Questioning Techniques in an Audit

When you conduct interviews during an audit, you are trying to determine if the:

1. Defined system meets the requirements – an assessment of process definitions and documents 
2. Organization has implemented the declared system – do they practice what they preach
 
3. Quality system has been effectively implemented – do the results show the objectives were met

Since interviews are critical for gathering evidence, we need to be careful how we ask our questions. Plan your questions in advance by preparing a checklist for an appropriate sampling of the area being audited. Generate additional questions based upon the responses.

Think before you speak. Phrase your questions simply and avoid sounding judgmental. After asking a question, listen for the answer. Don’t let your mind race ahead to your next line of questioning. Show interest in the answers and the person.

Make sure the person you are speaking to is the right one to answer your questions. Interview the people doing the work, not just the people managing the work. Receive more complete answers by asking open-ended questions:

  • What are the steps?
  • When is it done?
  • How do you do it?
  • Who is responsible?
  • Where is it taken?
  • Why do it that way?

If the person doesn’t seem to understand your question, rephrase it for clarification. Avoid using closed-questions, except for confirmation. Ask for further explanations and examples to solidify your understanding. You can restate the answer in your own words to ensure you understood the response.

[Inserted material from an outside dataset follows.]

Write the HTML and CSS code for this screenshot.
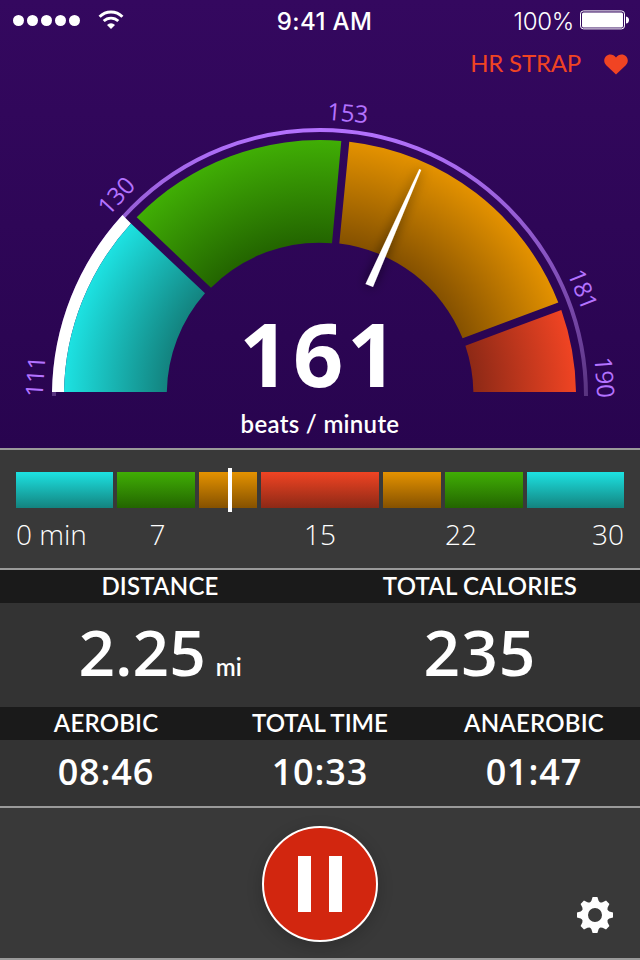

Keep neutral during the interview. Don’t disagree or interrupt. Listen actively to what you are being told. Your next question may come from what you are learning, not from your checklist. Show your interest in what the person is saying.

Be prepared to ask simple questions. You aren’t the expert. Don’t fall into the trap of saying you understand if you really don’t understand. Basic flaws in a process may be uncovered with simple questions. Be careful about making assumptions.

Don’t be afraid to ask blunt questions about quality. Your questions may have danced around the real problem. People may be willing to share their views if only you ask for their opinion. Of course, you will still need to determine the facts of the situation.

Avoid any ambiguous or trick questions. Ask one question at a time. Don’t lead the person into assumed answers. Nod your head during the conversation to indicate you are listening. Use silence to possibly gain an expanded answer.

Don’t misread body language during the interview. Rapid eye blinking during a response may indicate a contact lens problem, not an untruthful answer. Be more concerned with your own body language. Don’t let an eye roll, shaking of the head, or an audible sigh reveal your feelings about the response.